**What needs to be done**
Copy out each line featuring the string "Tailwind" from the entries beneath.

-------- Data to use

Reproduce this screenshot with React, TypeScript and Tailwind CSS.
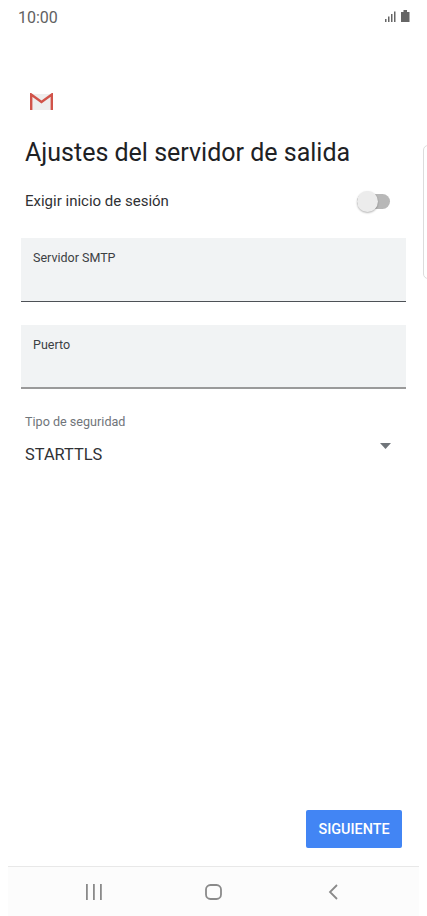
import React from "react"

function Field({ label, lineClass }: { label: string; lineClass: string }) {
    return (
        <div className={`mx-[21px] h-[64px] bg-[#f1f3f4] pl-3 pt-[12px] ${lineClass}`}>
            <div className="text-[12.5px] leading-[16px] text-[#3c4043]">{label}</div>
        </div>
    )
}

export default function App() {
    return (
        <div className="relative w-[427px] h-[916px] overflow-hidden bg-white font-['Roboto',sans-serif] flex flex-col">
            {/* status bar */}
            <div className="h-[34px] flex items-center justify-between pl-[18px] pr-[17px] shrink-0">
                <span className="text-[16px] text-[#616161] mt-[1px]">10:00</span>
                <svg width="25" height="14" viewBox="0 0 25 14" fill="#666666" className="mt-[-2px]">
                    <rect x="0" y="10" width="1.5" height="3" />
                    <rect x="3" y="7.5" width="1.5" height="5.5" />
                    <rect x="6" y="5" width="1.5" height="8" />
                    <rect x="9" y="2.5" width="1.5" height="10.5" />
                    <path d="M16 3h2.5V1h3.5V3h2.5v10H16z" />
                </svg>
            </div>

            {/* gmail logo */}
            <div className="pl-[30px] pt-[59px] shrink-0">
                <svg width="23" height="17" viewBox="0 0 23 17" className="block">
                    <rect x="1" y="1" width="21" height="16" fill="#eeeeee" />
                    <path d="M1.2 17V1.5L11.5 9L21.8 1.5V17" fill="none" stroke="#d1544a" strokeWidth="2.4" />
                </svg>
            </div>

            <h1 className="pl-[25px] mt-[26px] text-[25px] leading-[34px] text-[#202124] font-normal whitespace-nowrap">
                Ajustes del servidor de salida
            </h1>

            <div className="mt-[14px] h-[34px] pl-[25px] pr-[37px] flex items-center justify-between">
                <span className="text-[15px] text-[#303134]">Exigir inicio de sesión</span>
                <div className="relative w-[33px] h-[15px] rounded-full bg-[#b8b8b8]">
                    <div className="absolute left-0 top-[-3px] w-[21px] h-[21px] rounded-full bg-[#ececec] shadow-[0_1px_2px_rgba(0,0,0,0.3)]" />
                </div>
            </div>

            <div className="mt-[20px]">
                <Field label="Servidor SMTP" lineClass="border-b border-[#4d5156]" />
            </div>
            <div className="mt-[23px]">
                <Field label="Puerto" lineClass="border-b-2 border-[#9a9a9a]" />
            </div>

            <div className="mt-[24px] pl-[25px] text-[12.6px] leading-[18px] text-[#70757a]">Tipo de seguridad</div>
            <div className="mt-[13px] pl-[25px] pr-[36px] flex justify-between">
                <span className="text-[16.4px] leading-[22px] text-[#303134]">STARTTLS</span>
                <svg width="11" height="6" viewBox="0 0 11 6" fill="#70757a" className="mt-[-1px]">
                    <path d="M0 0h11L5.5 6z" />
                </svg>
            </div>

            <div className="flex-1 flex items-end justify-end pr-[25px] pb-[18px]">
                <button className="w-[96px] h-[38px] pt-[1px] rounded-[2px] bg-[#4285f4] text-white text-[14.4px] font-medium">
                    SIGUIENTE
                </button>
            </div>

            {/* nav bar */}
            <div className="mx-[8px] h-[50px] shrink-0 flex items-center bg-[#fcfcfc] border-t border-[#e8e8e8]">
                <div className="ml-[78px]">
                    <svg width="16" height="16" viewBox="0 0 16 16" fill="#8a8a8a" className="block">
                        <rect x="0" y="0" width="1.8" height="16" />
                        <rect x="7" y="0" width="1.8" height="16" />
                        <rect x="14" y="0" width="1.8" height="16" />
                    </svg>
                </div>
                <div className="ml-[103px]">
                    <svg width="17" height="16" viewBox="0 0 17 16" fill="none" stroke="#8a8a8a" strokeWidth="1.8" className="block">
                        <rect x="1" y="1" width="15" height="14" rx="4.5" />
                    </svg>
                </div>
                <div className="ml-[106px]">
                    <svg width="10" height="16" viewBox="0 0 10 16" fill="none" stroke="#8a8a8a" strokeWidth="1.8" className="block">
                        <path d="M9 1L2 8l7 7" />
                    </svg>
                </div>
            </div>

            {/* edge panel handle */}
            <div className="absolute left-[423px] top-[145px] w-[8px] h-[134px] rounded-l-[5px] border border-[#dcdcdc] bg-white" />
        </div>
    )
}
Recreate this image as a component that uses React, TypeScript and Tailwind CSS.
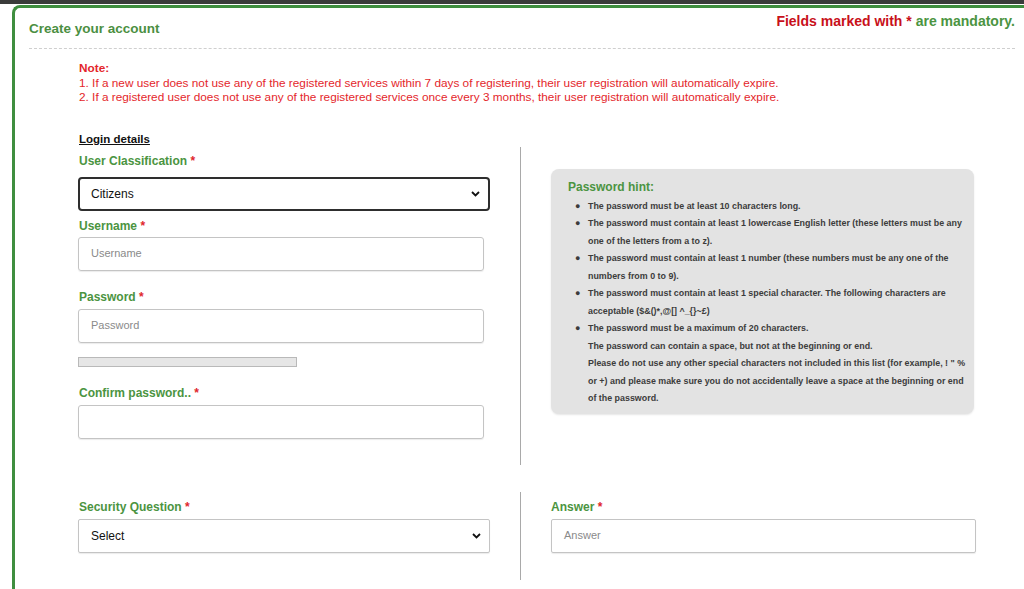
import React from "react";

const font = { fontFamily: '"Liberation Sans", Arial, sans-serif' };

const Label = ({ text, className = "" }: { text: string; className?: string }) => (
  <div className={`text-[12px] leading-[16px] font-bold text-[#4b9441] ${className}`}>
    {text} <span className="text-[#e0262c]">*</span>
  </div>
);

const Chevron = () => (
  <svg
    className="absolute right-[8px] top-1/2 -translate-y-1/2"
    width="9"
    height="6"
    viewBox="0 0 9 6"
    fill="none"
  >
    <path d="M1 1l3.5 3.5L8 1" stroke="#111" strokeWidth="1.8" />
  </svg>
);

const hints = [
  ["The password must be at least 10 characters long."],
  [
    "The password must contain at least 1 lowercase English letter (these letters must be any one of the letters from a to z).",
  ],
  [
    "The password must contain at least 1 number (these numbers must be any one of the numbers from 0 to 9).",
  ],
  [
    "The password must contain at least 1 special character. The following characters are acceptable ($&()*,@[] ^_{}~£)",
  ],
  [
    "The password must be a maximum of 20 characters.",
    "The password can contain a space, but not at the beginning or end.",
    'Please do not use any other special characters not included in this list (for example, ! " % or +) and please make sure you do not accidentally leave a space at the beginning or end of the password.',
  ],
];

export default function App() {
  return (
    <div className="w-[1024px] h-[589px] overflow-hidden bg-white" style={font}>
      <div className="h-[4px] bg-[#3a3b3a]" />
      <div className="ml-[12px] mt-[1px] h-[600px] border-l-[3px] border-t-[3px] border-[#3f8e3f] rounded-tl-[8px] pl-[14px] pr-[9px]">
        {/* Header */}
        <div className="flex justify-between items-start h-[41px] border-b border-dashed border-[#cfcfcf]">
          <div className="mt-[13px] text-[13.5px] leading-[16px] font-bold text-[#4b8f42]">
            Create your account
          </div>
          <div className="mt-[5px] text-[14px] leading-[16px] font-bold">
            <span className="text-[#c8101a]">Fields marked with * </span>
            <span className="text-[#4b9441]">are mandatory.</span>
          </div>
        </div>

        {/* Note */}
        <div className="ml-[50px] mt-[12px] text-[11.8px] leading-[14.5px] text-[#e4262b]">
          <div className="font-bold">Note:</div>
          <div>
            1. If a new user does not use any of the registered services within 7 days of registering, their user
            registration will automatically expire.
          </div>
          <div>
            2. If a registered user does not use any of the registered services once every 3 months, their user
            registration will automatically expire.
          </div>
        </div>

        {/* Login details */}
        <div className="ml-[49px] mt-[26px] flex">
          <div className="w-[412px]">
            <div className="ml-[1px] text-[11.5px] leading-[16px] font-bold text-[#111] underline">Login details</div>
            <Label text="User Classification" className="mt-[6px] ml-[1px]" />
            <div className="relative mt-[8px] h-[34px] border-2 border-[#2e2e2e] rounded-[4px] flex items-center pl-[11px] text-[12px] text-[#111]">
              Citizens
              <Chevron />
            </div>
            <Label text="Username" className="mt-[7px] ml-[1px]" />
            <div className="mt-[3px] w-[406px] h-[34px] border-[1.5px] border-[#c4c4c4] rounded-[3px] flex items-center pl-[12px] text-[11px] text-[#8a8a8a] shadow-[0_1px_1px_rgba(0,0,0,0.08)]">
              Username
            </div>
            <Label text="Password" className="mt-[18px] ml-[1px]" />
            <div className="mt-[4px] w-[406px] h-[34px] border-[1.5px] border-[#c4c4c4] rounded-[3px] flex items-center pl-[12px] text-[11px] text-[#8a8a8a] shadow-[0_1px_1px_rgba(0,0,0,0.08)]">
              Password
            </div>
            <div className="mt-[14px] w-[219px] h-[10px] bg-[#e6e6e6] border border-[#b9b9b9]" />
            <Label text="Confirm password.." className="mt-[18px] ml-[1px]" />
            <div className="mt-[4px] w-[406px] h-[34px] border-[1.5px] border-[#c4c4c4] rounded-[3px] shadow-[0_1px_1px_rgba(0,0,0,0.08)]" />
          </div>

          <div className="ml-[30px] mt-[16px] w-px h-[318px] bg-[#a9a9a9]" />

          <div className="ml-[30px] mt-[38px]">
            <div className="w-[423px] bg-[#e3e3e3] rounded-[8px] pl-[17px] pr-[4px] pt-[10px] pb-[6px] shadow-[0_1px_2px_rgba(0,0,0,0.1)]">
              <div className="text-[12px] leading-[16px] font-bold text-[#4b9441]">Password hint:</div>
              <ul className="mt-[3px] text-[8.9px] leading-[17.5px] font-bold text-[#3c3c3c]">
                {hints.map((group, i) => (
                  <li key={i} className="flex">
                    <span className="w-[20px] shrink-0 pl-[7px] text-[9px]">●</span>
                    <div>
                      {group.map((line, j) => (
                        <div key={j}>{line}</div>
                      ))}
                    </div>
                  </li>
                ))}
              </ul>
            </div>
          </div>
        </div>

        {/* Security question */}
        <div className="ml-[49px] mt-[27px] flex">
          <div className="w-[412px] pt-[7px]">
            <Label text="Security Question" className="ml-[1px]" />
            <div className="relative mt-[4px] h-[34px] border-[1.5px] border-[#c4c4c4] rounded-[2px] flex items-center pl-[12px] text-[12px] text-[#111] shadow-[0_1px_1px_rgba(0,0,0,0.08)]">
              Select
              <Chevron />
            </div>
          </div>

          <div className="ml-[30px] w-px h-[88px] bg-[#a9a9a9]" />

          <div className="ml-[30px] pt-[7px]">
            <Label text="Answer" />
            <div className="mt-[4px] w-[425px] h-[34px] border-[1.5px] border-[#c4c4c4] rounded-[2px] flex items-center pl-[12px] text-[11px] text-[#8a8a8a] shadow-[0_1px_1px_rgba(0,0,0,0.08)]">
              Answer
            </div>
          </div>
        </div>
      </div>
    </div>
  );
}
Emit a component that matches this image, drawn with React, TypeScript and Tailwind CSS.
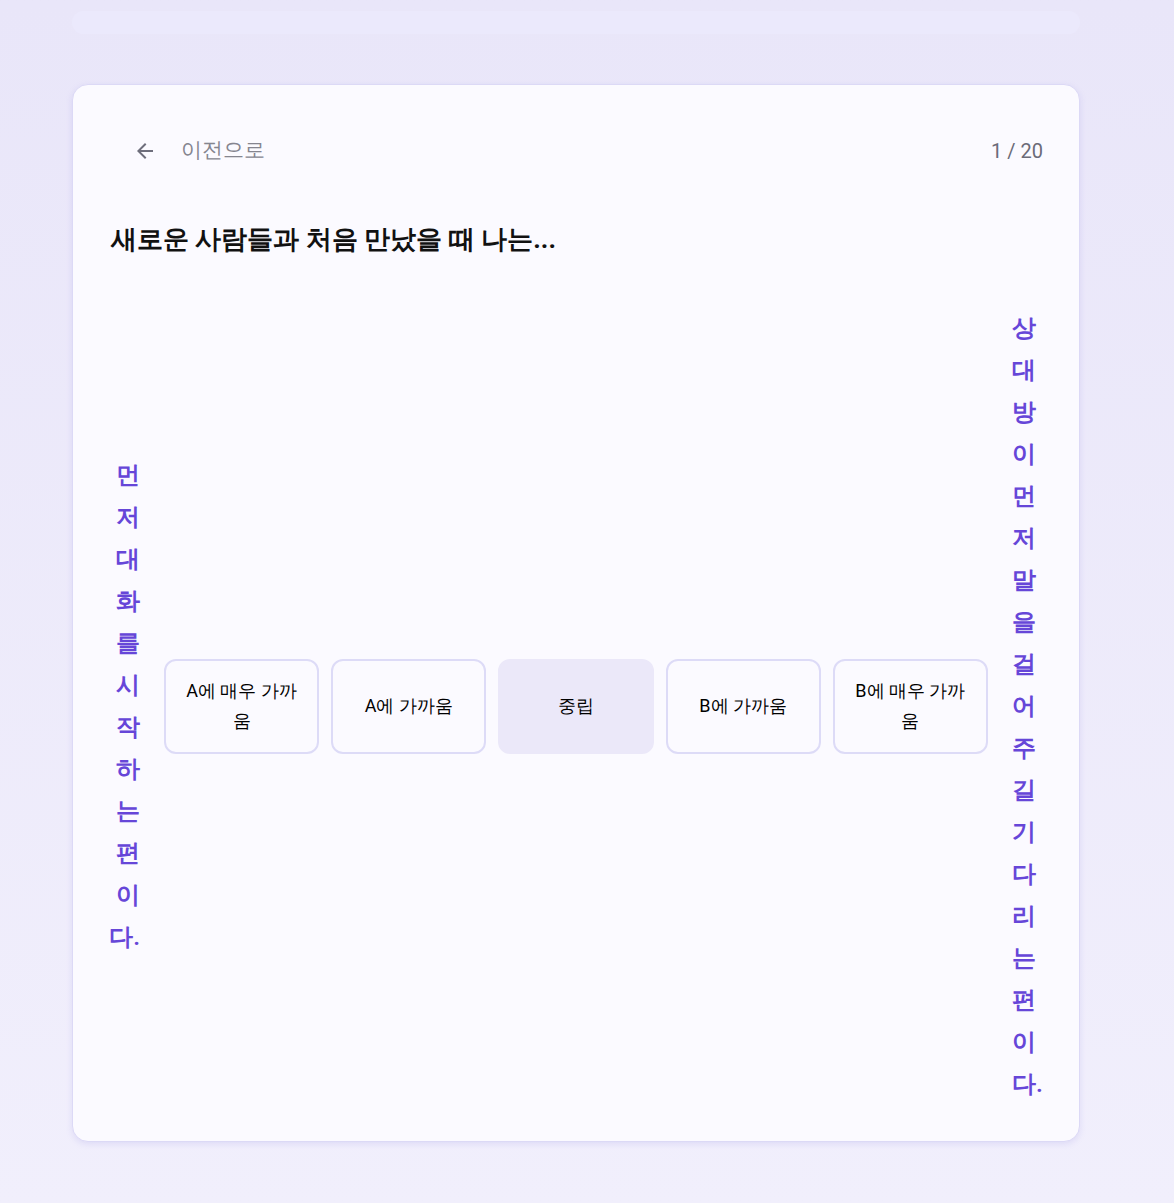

----------------

**Written solution**
Reproduce this screenshot with React, TypeScript and Tailwind CSS.
Recreate this image as a component that uses React, TypeScript and Tailwind CSS.
Emit a component that matches this image, drawn with React, TypeScript and Tailwind CSS.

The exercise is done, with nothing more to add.